Once reality is narrowed, it is easy to ignore all that hangs around it, and to pursue simple, indelicate, incomplete, and badly flawed policies framed as solutions.
It is easy to lie when you dismiss the evidence around you.
The purpose of propaganda is to unleash these flawed solutions. Sometimes this is for personal enrichment. Other times it is to eliminate things leaders hate or view as uncomfortable to their wellbeing.
It can be simply to support the expression of power, the elevation of self.
Complexity killed the Cat
I realize there are those who will cast the climate science community as having run its own propaganda campaign for the past four decades. I have heard the National Climate Assessments described as propaganda documents designed to cause fear and anxiety.In the absurd world — where we dismiss the appeal to reason in favor of the appeal to emotion and the appeal to values — we can cast all of those we disagree with as propagandists.
There are many differences between the Critical Review and the National Climate Assessments.
The National Climate Assessments seek to encompass evidence, place that evidence in context, reconcile inconsistencies, describe uncertainty, and seek critical review.
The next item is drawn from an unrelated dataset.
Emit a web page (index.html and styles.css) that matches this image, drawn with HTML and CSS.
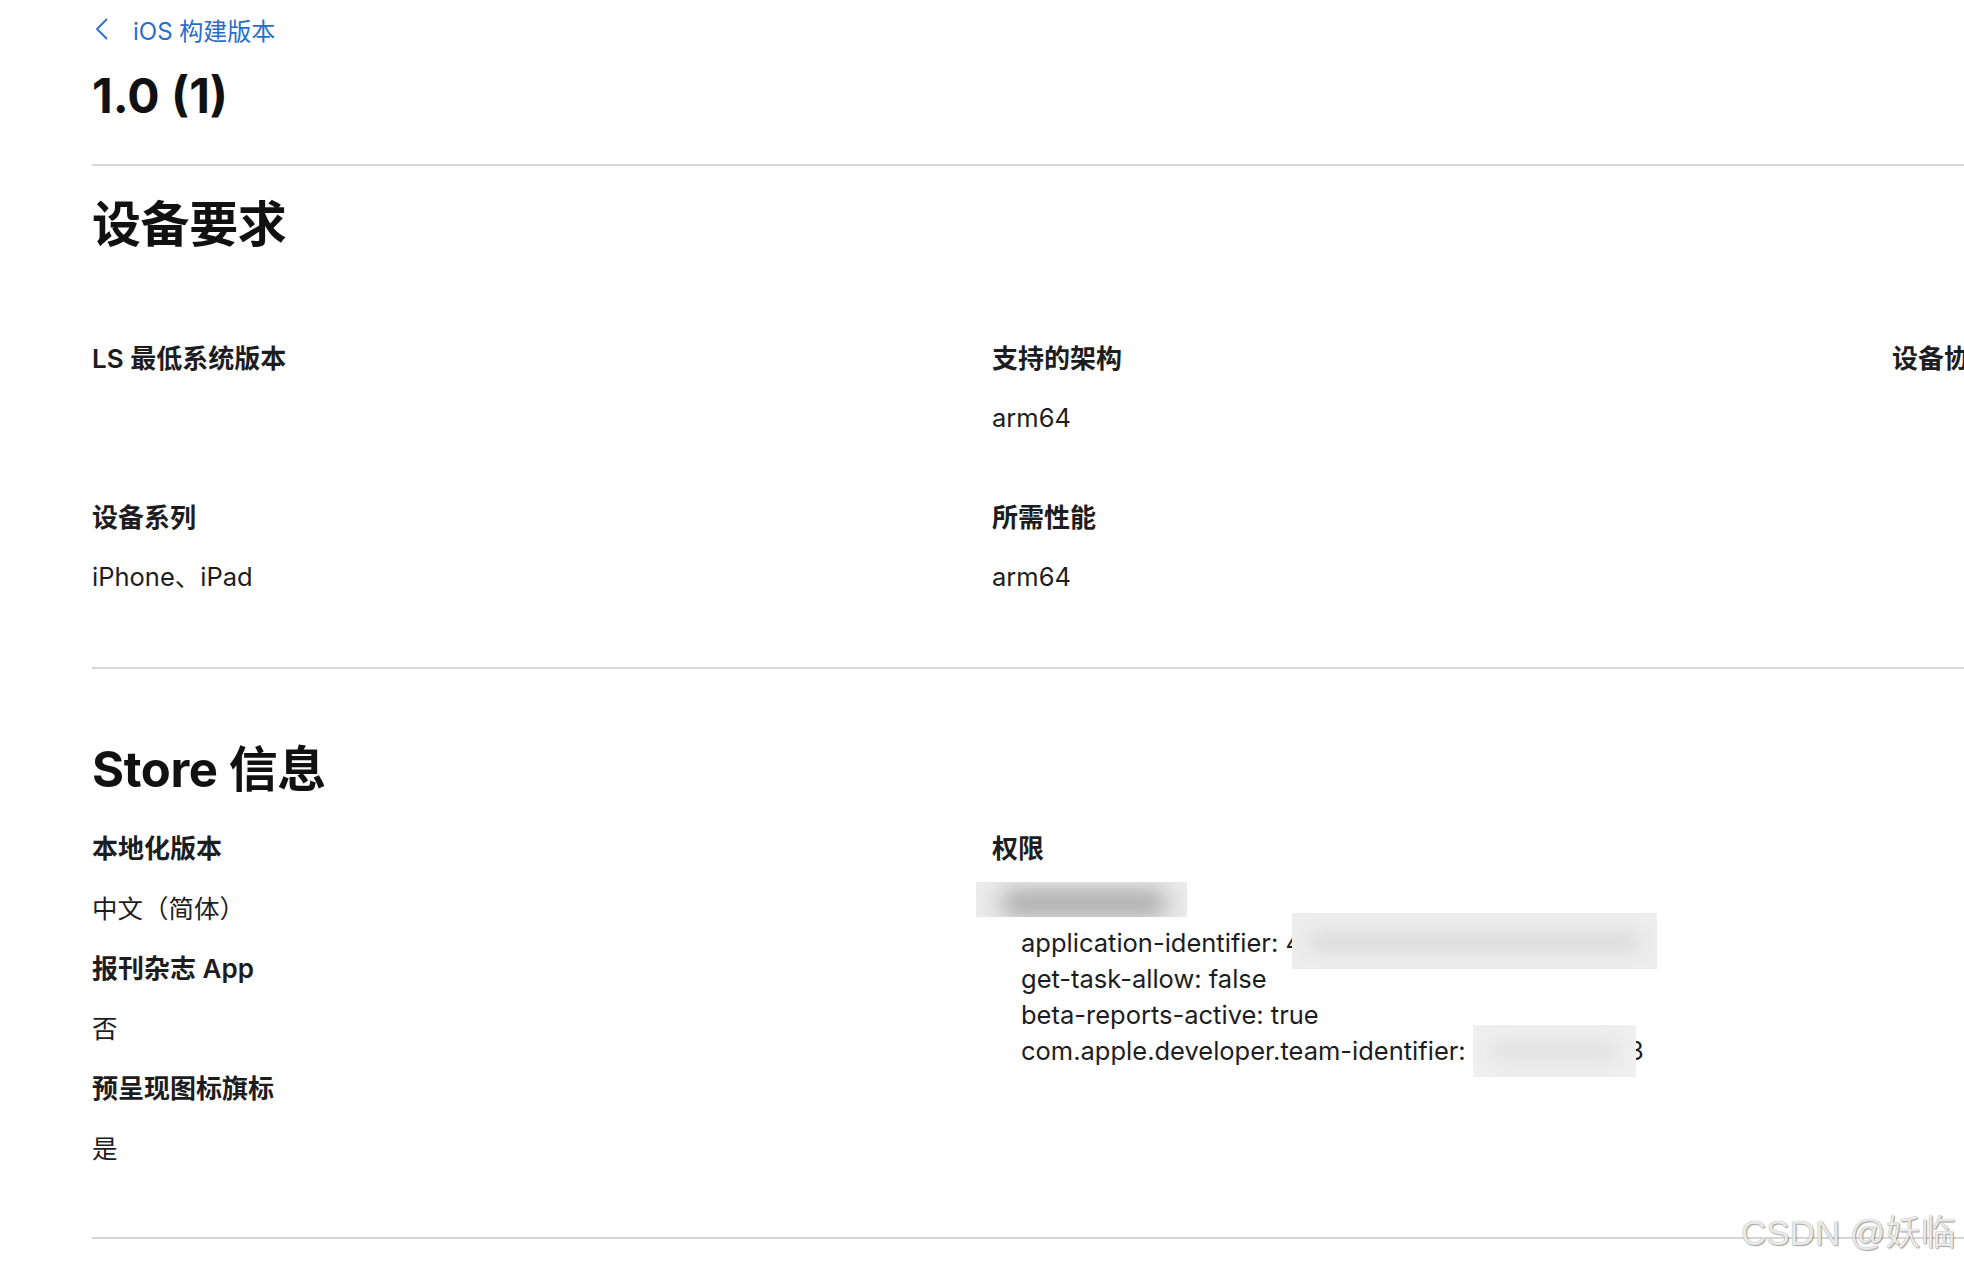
FILE: index.html
```html
<!DOCTYPE html>
<html lang="zh-CN">
<head>
<meta charset="utf-8">
<title>1.0 (1)</title>
<link rel="stylesheet" href="styles.css">
</head>
<body>
<div class="page">
  <header class="top">
    <a class="back" href="#">
      <svg class="chev" viewBox="0 0 13 22" aria-hidden="true"><path d="M11.5 1.5 L2 11 L11.5 20.5"/></svg>
      <span>iOS 构建版本</span>
    </a>
    <h1 class="title">1.0 (1)</h1>
  </header>

  <section class="section device">
    <h2 class="sec-title">设备要求</h2>
    <div class="grid">
      <div class="item"><div class="label">LS 最低系统版本</div><div class="value"></div></div>
      <div class="item"><div class="label">支持的架构</div><div class="value">arm64</div></div>
      <div class="item"><div class="label">设备协议</div><div class="value"></div></div>
      <div class="item"><div class="label">设备系列</div><div class="value">iPhone、iPad</div></div>
      <div class="item"><div class="label">所需性能</div><div class="value">arm64</div></div>
    </div>
  </section>

  <section class="section store">
    <h2 class="sec-title">Store 信息</h2>
    <div class="grid store-grid">
      <div class="stack">
        <div class="label">本地化版本</div>
        <div class="value">中文（简体）</div>
        <div class="label">报刊杂志 App</div>
        <div class="value">否</div>
        <div class="label">预呈现图标旗标</div>
        <div class="value">是</div>
      </div>
      <div class="stack">
        <div class="label">权限</div>
        <div class="ents">
          <div class="ent-first"><span class="blur blur-a"></span></div>
          <div class="ent-line">application-identifier: 4<span class="blur blur-b"></span></div>
          <div class="ent-line">get-task-allow: false</div>
          <div class="ent-line">beta-reports-active: true</div>
          <div class="ent-line">com.apple.developer.team-identifier: <span class="blur blur-c"></span>3</div>
        </div>
      </div>
    </div>
  </section>
  <div class="rule"></div>
</div>
<div class="watermark">CSDN @妖临</div>
</body>
</html>
```

FILE: styles.css
```css
html, body {
  margin: 0;
  padding: 0;
  overflow: hidden;
  background: #ffffff;
}

body {
  position: relative;
  width: 1964px;
  height: 1270px;
  font-family: Inter, "Noto Sans CJK SC", sans-serif;
  color: #1d1d1f;
}

.page {
  width: 2800px;
  padding-left: 92px;
}

.top {
  padding-top: 11px;
}

.back {
  display: flex;
  align-items: center;
  height: 36px;
  font-size: 24px;
  color: #2a6dc8;
  text-decoration: none;
}

.chev {
  width: 13px;
  height: 22px;
  margin-left: 3px;
  margin-right: 25px;
  fill: none;
  stroke: #2a6dc8;
  stroke-width: 1.8;
  stroke-linecap: round;
  stroke-linejoin: round;
}

.title {
  margin: 20px 0 0;
  font-size: 48px;
  font-weight: 700;
  line-height: 58px;
  letter-spacing: 0;
  color: #111111;
}

.section {
  border-top: 2px solid #d6d6d6;
  padding-top: 29px;
  padding-bottom: 72px;
}

.device {
  margin-top: 39px;
}

.store {
  padding-top: 71px;
  padding-bottom: 70px;
}

.sec-title {
  margin: 0;
  font-size: 49px;
  font-weight: 700;
  line-height: 60px;
  letter-spacing: -0.4px;
  color: #111111;
}

.grid {
  display: grid;
  grid-template-columns: repeat(3, 900px);
  row-gap: 64px;
  margin-top: 86px;
}

.store-grid {
  margin-top: 31px;
}

.item {
  display: flex;
  flex-direction: column;
  gap: 23px;
}

.stack {
  display: flex;
  flex-direction: column;
  gap: 24px;
}

.label,
.value {
  line-height: 36px;
  min-height: 36px;
  white-space: nowrap;
}

.label {
  font-size: 26px;
  font-weight: 600;
}

.value {
  font-size: 25.5px;
  font-weight: 400;
}

.ents {
  margin-top: -2px;
  font-size: 25.5px;
  line-height: 36px;
}

.ent-first {
  position: relative;
  height: 36px;
}

.ent-line {
  padding-left: 29px;
  white-space: nowrap;
}

.blur {
  display: inline-block;
  position: relative;
  overflow: hidden;
}

.blur::before {
  content: "";
  position: absolute;
}

.blur-a {
  position: absolute;
  left: -16px;
  top: -7px;
  width: 211px;
  height: 35px;
  background: #ebebeb;
}

.blur-a::before {
  left: 25px;
  right: 20px;
  top: 10px;
  height: 22px;
  background: #9a9a9a;
  border-radius: 12px;
  filter: blur(12px);
}

.blur-b {
  vertical-align: top;
  width: 365px;
  height: 56px;
  margin: -12px 0 -8px -10px;
  background: #ededed;
}

.blur-b::before {
  left: 20px;
  right: 20px;
  top: 20px;
  height: 18px;
  background: #d9d9d9;
  filter: blur(9px);
}

.blur-c {
  vertical-align: top;
  width: 163px;
  height: 52px;
  margin: -8px -8px -8px 0;
  background: #efefef;
}

.blur-c::before {
  left: 20px;
  right: 20px;
  top: 18px;
  height: 16px;
  background: #dedede;
  filter: blur(9px);
}

.rule {
  border-top: 2px solid #d6d6d6;
}

.watermark {
  position: absolute;
  left: 1741px;
  top: 1211px;
  font-family: "Liberation Sans", "Noto Sans CJK SC", sans-serif;
  font-size: 35px;
  line-height: 44px;
  white-space: nowrap;
  color: #e9e9e9;
  text-shadow: 1px 1px 1px rgba(0, 0, 0, 0.35), 0 0 1px rgba(0, 0, 0, 0.35);
}
```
The work takes on the harrowing job of trying to describe and explain our climate’s complexity and the consequences of its warming.
The assessments are produced following a process anchored in law. They seek to report results to the public, objectively, rather than through the lens of ideology.
The results are not required to align with what we want to believe or want to be true.
Go ask Alice
I am continually frustrated by my lack of strategies for managing propaganda. I hold on to my self-counsel that there is growing absurdity, and I need to ground myself.
I see the appeal in propaganda framing a simple world, with narrowed truth, that people find more suitable.
I see the requirement that an evidence-based reality, with all of its messiness, ultimately serves our ability to strive, thrive, and survive.
I believe that recognizing the absurdity in propaganda provides value. It makes it easier to remove oneself and avoid being drawn into a world where reality is being distorted.